The difference between the size values found by the TEM and DLS techniques is usual and has been reported on previously, as each has its own basic measurement method for calculating the number of particles; for further details, read [32]. However, as can be noticed in both methods, the resulting pattern of the size distribution change is still the same, which means that, in general, the size of AgNPs decreases in TEM and DLS measurements when the laser exposure time increases.

The effect of PLFL on size reduction, when simultaneously combined with a chemical reduction method, was previously confirmed by the authors [5]. However, comparing the average size of the AgNPs produced in this work, where a long pulse duration (1 ms) was used, with the previous work [5], which used short laser pulses (5 ns), confirmed the effect of pulse duration on the produced NPs.
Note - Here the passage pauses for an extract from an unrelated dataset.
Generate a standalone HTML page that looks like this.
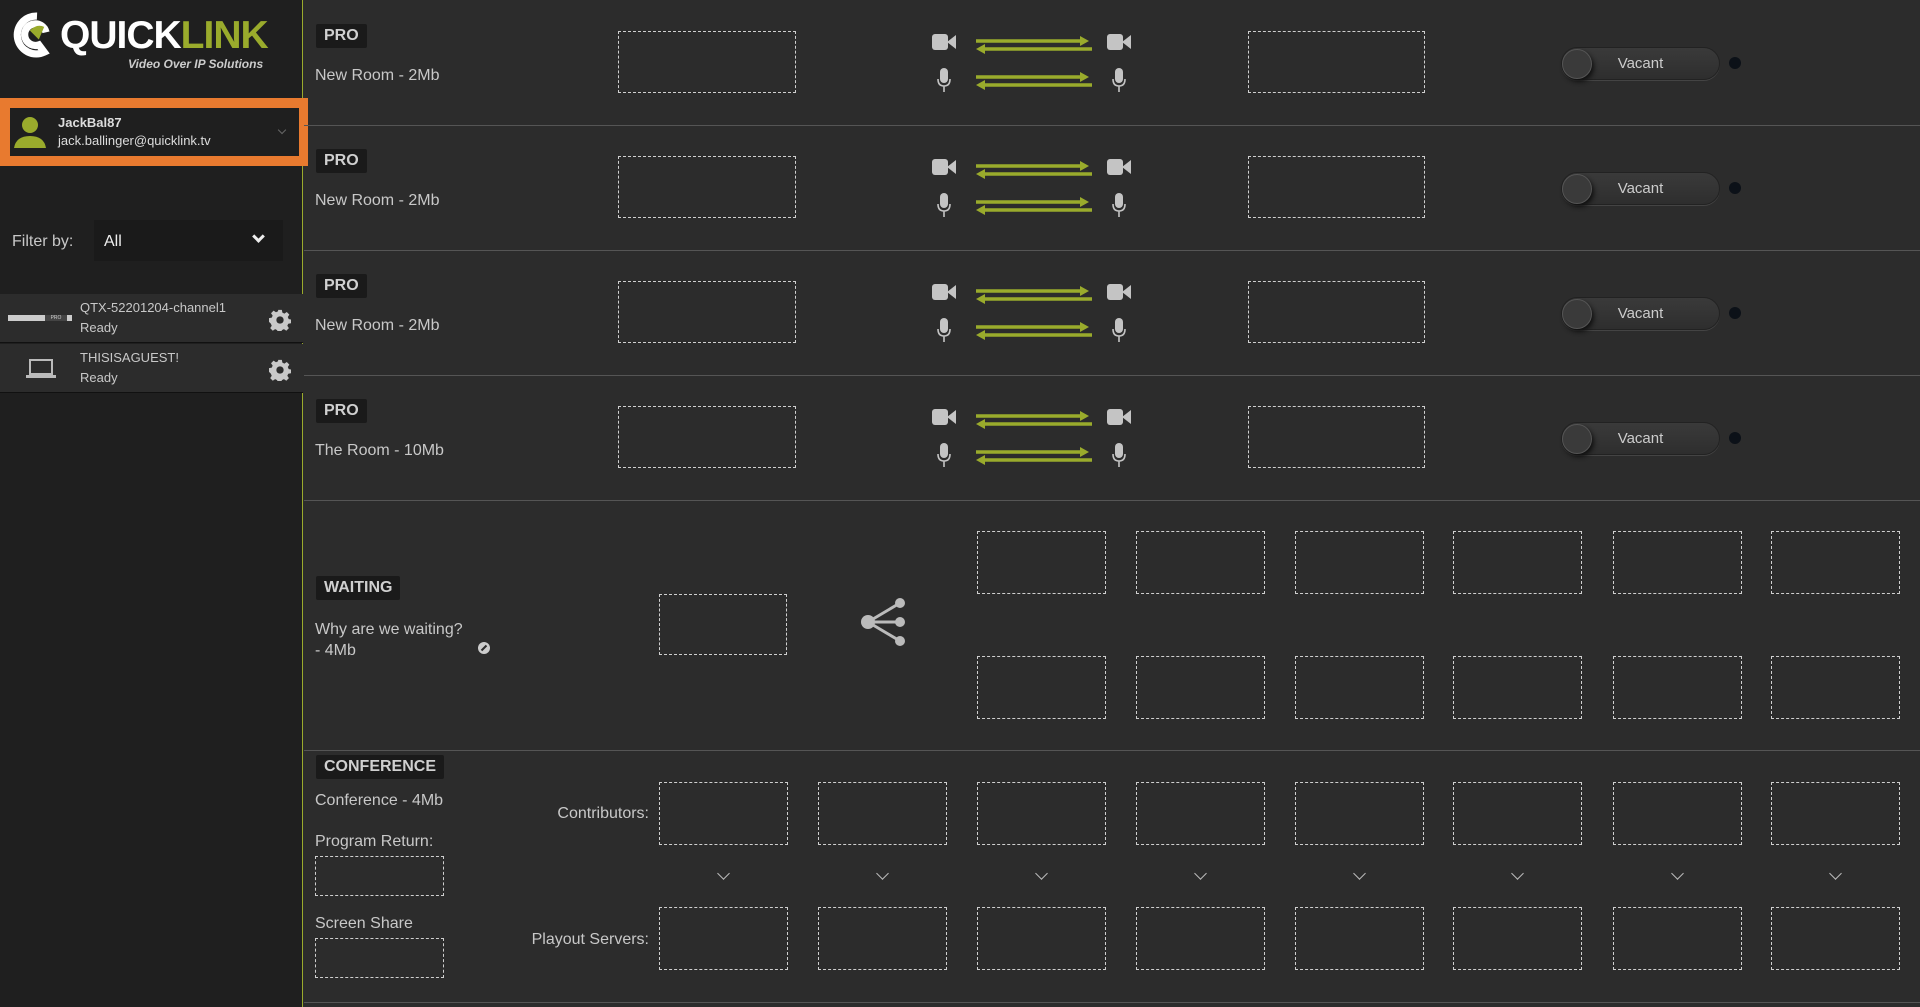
<!DOCTYPE html>
<html><head><meta charset="utf-8"><style>
*{margin:0;padding:0;box-sizing:border-box}
body{width:1920px;height:1007px;background:#2c2c2c;font-family:"Liberation Sans",sans-serif;color:#c8c8c8;position:relative;overflow:hidden;font-size:15px}
.a{position:absolute}
.sb{left:0;top:0;width:303px;height:1007px;background:#1f1f1f;border-right:1px solid #9aab2c}
.db{position:absolute;border:1px dashed #cfcfcf}
.badge{position:absolute;background:#1a1a1a;color:#d0d0d0;font-weight:bold;font-size:16px;padding:3px 8px;border-radius:2px}
.hl{position:absolute;left:304px;right:0;height:1px;background:#555}
.tog{position:absolute;width:159px;height:33px;border-radius:17px;background:linear-gradient(#3a3a3a,#2e2e2e);border:1px solid #222;box-shadow:0 1px 0 #444}
.tog .k{position:absolute;left:0;top:1px;width:30px;height:30px;border-radius:50%;background:#3a3a3a;border:1px solid #555;box-shadow:2px 3px 5px #111}
.tog span{position:absolute;left:0;right:0;top:7px;text-align:center;font-size:15px;color:#ccc}
.dot{position:absolute;width:12px;height:12px;border-radius:50%;background:#0c1118}
.chev{position:absolute;width:10px;height:10px;border-right:2px solid #bbb;border-bottom:2px solid #bbb;transform:rotate(45deg)}
.gear{position:absolute;font-size:24px;color:#ccc;line-height:24px}
</style></head><body>
<div class="a sb"></div>
<!-- logo -->
<svg class="a" style="left:10px;top:10px" width="54" height="50" viewBox="0 0 60 50"><path d="M30 4a21 21 0 1 0 8 40l-6-8a12 12 0 1 1 8-14" fill="none" stroke="#fff" stroke-width="8"/><path d="M22 20 q8 -8 16 -4 l-6 14z" fill="#9aab2c"/></svg>
<div class="a" style="left:60px;top:16px;font-size:39px;font-weight:bold;letter-spacing:-1px;color:#fff;line-height:40px">QUICK<span style="color:#9aab2c">LINK</span></div>
<div class="a" style="left:128px;top:57px;font-size:12px;font-style:italic;color:#ccc;font-weight:bold">Video Over IP Solutions</div>
<!-- user -->
<div class="a" style="left:0;top:98px;width:308px;height:68px;background:#e87a2f"></div>
<div class="a" style="left:10px;top:108px;width:289px;height:48px;background:#1f1f1f"></div>
<svg class="a" style="left:12px;top:114px" width="36" height="36" viewBox="0 0 36 36"><circle cx="18" cy="11" r="8" fill="#9aab2c"/><path d="M2 34q2-12 16-12t16 12z" fill="#9aab2c"/></svg>
<div class="a" style="left:58px;top:115px;font-size:13px;font-weight:bold;color:#ddd">JackBal87</div>
<div class="a" style="left:58px;top:133px;font-size:13px;color:#ddd">jack.ballinger@quicklink.tv</div>
<div class="chev" style="left:279px;top:127px;width:6px;height:6px;border-color:#666;border-width:1px"></div>
<!-- filter -->
<div class="a" style="left:12px;top:233px;font-size:16px">Filter by:</div>
<div class="a" style="left:94px;top:220px;width:189px;height:41px;background:#1a1a1a"></div>
<div class="a" style="left:104px;top:233px;font-size:16px;color:#eee">All</div>
<div class="chev" style="left:254px;top:232px;width:9px;height:9px;border-color:#eee;border-width:3px"></div>
<!-- devices -->
<div class="a" style="left:0;top:294px;width:303px;height:49px;background:#2c2c2c;border-bottom:1px solid #111"></div>
<div class="a" style="left:0;top:344px;width:303px;height:49px;background:#2c2c2c;border-bottom:1px solid #111"></div>
<div class="a" style="left:8px;top:315px;width:64px;height:6px;background:#ccc"><div style="position:absolute;left:37px;top:0;width:22px;height:6px;background:#444;color:#ccc;font-size:5px;line-height:6px;text-align:center">PRO</div></div>
<div class="a" style="left:80px;top:300px;font-size:13px">QTX-52201204-channel1</div>
<div class="a" style="left:80px;top:320px;font-size:13px">Ready</div>
<svg class="a" style="left:26px;top:358px" width="30" height="22" viewBox="0 0 30 22"><rect x="4" y="2" width="22" height="14" fill="none" stroke="#bbb" stroke-width="2"/><rect x="0" y="17" width="30" height="3" fill="#bbb"/></svg>
<div class="a" style="left:80px;top:350px;font-size:13px">THISISAGUEST!</div>
<div class="a" style="left:80px;top:370px;font-size:13px">Ready</div>
<svg class="a" style="left:269px;top:309px" width="22" height="22" viewBox="0 0 24 24"><path fill="#c8c8c8" d="M10 1h4l.6 3 2.2 1 2.6-1.7 2.8 2.8L20.5 8.7l1 2.3 2.5.5v4l-3 .6-1 2.2 1.7 2.6-2.8 2.8-2.6-1.7-2.3 1-.5 3h-4l-.6-3-2.2-1-2.6 1.7-2.8-2.8 1.7-2.6-1-2.3L0 14v-4l3-.6 1-2.2L2.2 4.6 5 1.8l2.6 1.7 2.3-1z"/><circle cx="12" cy="12" r="4" fill="#2c2c2c"/></svg>
<svg class="a" style="left:269px;top:359px" width="22" height="22" viewBox="0 0 24 24"><path fill="#c8c8c8" d="M10 1h4l.6 3 2.2 1 2.6-1.7 2.8 2.8L20.5 8.7l1 2.3 2.5.5v4l-3 .6-1 2.2 1.7 2.6-2.8 2.8-2.6-1.7-2.3 1-.5 3h-4l-.6-3-2.2-1-2.6 1.7-2.8-2.8 1.7-2.6-1-2.3L0 14v-4l3-.6 1-2.2L2.2 4.6 5 1.8l2.6 1.7 2.300-1z"/><circle cx="12" cy="12" r="4" fill="#2c2c2c"/></svg>

<svg width="0" height="0" style="position:absolute"><defs>
<g id="cam"><rect x="0" y="2" width="16" height="16" rx="3" fill="#c4c4c4"/><path d="M15 10l9-7v14z" fill="#c4c4c4"/></g>
<g id="mic"><rect x="3" y="0" width="8" height="15" rx="4" fill="#c4c4c4"/><path d="M1 11q0 7 6 7t6-7M7 18v6" fill="none" stroke="#c4c4c4" stroke-width="1.6"/></g>
<g id="arr"><path d="M0 4h108M4 12h112" stroke="#9aab2c" stroke-width="3.5"/><path d="M104 -1l9 5-9 5z" fill="#9aab2c"/><path d="M9 7l-9 5 9 5z" fill="#9aab2c"/></g>
</defs></svg>

<!-- rows -->
<div class="hl" style="top:125px"></div><div class="hl" style="top:250px"></div><div class="hl" style="top:375px"></div><div class="hl" style="top:500px"></div><div class="hl" style="top:750px"></div><div class="hl" style="top:1002px"></div>

<div class="badge" style="left:316px;top:24px">PRO</div><div class="a" style="left:315px;top:67px;font-size:16px">New Room - 2Mb</div>
<div class="db" style="left:618px;top:31px;width:178px;height:62px"></div><div class="db" style="left:1248px;top:31px;width:177px;height:62px"></div>
<svg class="a" style="left:932px;top:32px" width="204" height="64"><use href="#cam" x="0" y="0"/><use href="#cam" x="175" y="0"/><use href="#mic" x="5" y="36"/><use href="#mic" x="180" y="36"/><use href="#arr" x="44" y="5"/><use href="#arr" x="44" y="41"/></svg>
<div class="tog" style="left:1561px;top:47px"><div class="k"></div><span>Vacant</span></div><div class="dot" style="left:1729px;top:57px"></div>

<div class="badge" style="left:316px;top:149px">PRO</div><div class="a" style="left:315px;top:192px;font-size:16px">New Room - 2Mb</div>
<div class="db" style="left:618px;top:156px;width:178px;height:62px"></div><div class="db" style="left:1248px;top:156px;width:177px;height:62px"></div>
<svg class="a" style="left:932px;top:157px" width="204" height="64"><use href="#cam" x="0" y="0"/><use href="#cam" x="175" y="0"/><use href="#mic" x="5" y="36"/><use href="#mic" x="180" y="36"/><use href="#arr" x="44" y="5"/><use href="#arr" x="44" y="41"/></svg>
<div class="tog" style="left:1561px;top:172px"><div class="k"></div><span>Vacant</span></div><div class="dot" style="left:1729px;top:182px"></div>

<div class="badge" style="left:316px;top:274px">PRO</div><div class="a" style="left:315px;top:317px;font-size:16px">New Room - 2Mb</div>
<div class="db" style="left:618px;top:281px;width:178px;height:62px"></div><div class="db" style="left:1248px;top:281px;width:177px;height:62px"></div>
<svg class="a" style="left:932px;top:282px" width="204" height="64"><use href="#cam" x="0" y="0"/><use href="#cam" x="175" y="0"/><use href="#mic" x="5" y="36"/><use href="#mic" x="180" y="36"/><use href="#arr" x="44" y="5"/><use href="#arr" x="44" y="41"/></svg>
<div class="tog" style="left:1561px;top:297px"><div class="k"></div><span>Vacant</span></div><div class="dot" style="left:1729px;top:307px"></div>

<div class="badge" style="left:316px;top:399px">PRO</div><div class="a" style="left:315px;top:442px;font-size:16px">The Room - 10Mb</div>
<div class="db" style="left:618px;top:406px;width:178px;height:62px"></div><div class="db" style="left:1248px;top:406px;width:177px;height:62px"></div>
<svg class="a" style="left:932px;top:407px" width="204" height="64"><use href="#cam" x="0" y="0"/><use href="#cam" x="175" y="0"/><use href="#mic" x="5" y="36"/><use href="#mic" x="180" y="36"/><use href="#arr" x="44" y="5"/><use href="#arr" x="44" y="41"/></svg>
<div class="tog" style="left:1561px;top:422px"><div class="k"></div><span>Vacant</span></div><div class="dot" style="left:1729px;top:432px"></div>

<!-- waiting -->
<div class="badge" style="left:316px;top:576px">WAITING</div>
<div class="a" style="left:315px;top:619px;font-size:16px;line-height:21px">Why are we waiting?<br>- 4Mb</div>
<svg class="a" style="left:478px;top:642px" width="12" height="12" viewBox="0 0 12 12"><circle cx="6" cy="6" r="6" fill="#ccc"/><path d="M3.5 8.5l5-5" stroke="#2c2c2c" stroke-width="2"/></svg>
<div class="db" style="left:659px;top:594px;width:128px;height:61px"></div>
<svg class="a" style="left:860px;top:597px" width="48" height="52" viewBox="0 0 48 52"><path d="M8 25L40 6M8 25H40M8 25L40 44" stroke="#bbb" stroke-width="3"/><circle cx="8" cy="25" r="7" fill="#bbb"/><circle cx="40" cy="6" r="5" fill="#bbb"/><circle cx="40" cy="25" r="5" fill="#bbb"/><circle cx="40" cy="44" r="5" fill="#bbb"/></svg>
<div class="db" style="left:977px;top:531px;width:129px;height:63px"></div><div class="db" style="left:1136px;top:531px;width:129px;height:63px"></div><div class="db" style="left:1295px;top:531px;width:129px;height:63px"></div><div class="db" style="left:1453px;top:531px;width:129px;height:63px"></div><div class="db" style="left:1613px;top:531px;width:129px;height:63px"></div><div class="db" style="left:1771px;top:531px;width:129px;height:63px"></div>
<div class="db" style="left:977px;top:656px;width:129px;height:63px"></div><div class="db" style="left:1136px;top:656px;width:129px;height:63px"></div><div class="db" style="left:1295px;top:656px;width:129px;height:63px"></div><div class="db" style="left:1453px;top:656px;width:129px;height:63px"></div><div class="db" style="left:1613px;top:656px;width:129px;height:63px"></div><div class="db" style="left:1771px;top:656px;width:129px;height:63px"></div>

<!-- conference -->
<div class="badge" style="left:316px;top:755px">CONFERENCE</div>
<div class="a" style="left:315px;top:792px;font-size:16px">Conference - 4Mb</div>
<div class="a" style="left:315px;top:833px;font-size:16px">Program Return:</div>
<div class="db" style="left:315px;top:856px;width:129px;height:40px"></div>
<div class="a" style="left:315px;top:915px;font-size:16px">Screen Share</div>
<div class="db" style="left:315px;top:938px;width:129px;height:40px"></div>
<div class="a" style="left:449px;top:805px;width:200px;text-align:right;font-size:16px">Contributors:</div>
<div class="a" style="left:449px;top:931px;width:200px;text-align:right;font-size:16px">Playout Servers:</div>
<div class="db" style="left:659px;top:782px;width:129px;height:63px"></div><div class="db" style="left:818px;top:782px;width:129px;height:63px"></div><div class="db" style="left:977px;top:782px;width:129px;height:63px"></div><div class="db" style="left:1136px;top:782px;width:129px;height:63px"></div><div class="db" style="left:1295px;top:782px;width:129px;height:63px"></div><div class="db" style="left:1453px;top:782px;width:129px;height:63px"></div><div class="db" style="left:1613px;top:782px;width:129px;height:63px"></div><div class="db" style="left:1771px;top:782px;width:129px;height:63px"></div>
<div class="chev" style="left:719px;top:869px;width:9px;height:9px;border-width:1.5px"></div><div class="chev" style="left:878px;top:869px;width:9px;height:9px;border-width:1.5px"></div><div class="chev" style="left:1037px;top:869px;width:9px;height:9px;border-width:1.5px"></div><div class="chev" style="left:1196px;top:869px;width:9px;height:9px;border-width:1.5px"></div><div class="chev" style="left:1355px;top:869px;width:9px;height:9px;border-width:1.5px"></div><div class="chev" style="left:1513px;top:869px;width:9px;height:9px;border-width:1.5px"></div><div class="chev" style="left:1673px;top:869px;width:9px;height:9px;border-width:1.5px"></div><div class="chev" style="left:1831px;top:869px;width:9px;height:9px;border-width:1.5px"></div>
<div class="db" style="left:659px;top:907px;width:129px;height:63px"></div><div class="db" style="left:818px;top:907px;width:129px;height:63px"></div><div class="db" style="left:977px;top:907px;width:129px;height:63px"></div><div class="db" style="left:1136px;top:907px;width:129px;height:63px"></div><div class="db" style="left:1295px;top:907px;width:129px;height:63px"></div><div class="db" style="left:1453px;top:907px;width:129px;height:63px"></div><div class="db" style="left:1613px;top:907px;width:129px;height:63px"></div><div class="db" style="left:1771px;top:907px;width:129px;height:63px"></div>
</body></html>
Interestingly, longer laser pulses gave a larger average size of AgNPs than shorter pulses. Hence, the tenability of NPs can be achieved by controlling the pulse duration of the laser beam, as it is a crucial factor when compared to, for example, the laser wavelength.

4. Conclusions

In conclusion, AgNPs were produced via a green route using chemical reduction and laser irradiation simultaneously in an Origanum majorana extract. In the present work, the PLFL process, for the first time to our knowledge, is fabricated by applying a simple and efficient engraving diode laser with a visible wavelength of 455 ± 5 nm. The size of the AgNPs varied between 5 and 31 nm, with an average diameter of 12 nm, when 90 min or laser irradiation was coupled with chemical reduction, compared to 22 nm when only the chemical reduction occurred. The key insight drawn from the current study is the effectiveness of coupling a chemical reduction process with PLFL. The PLFL process has been demonstrated to be an effective means of controlling nanoparticle size. Moreover, this work highlights the potential of using an economical engraving visible diode laser, as well as the exposure laser time parameter and pulse duration in the PLFL process. Such a method can significantly alter the size of AgNPs and allow for tunability.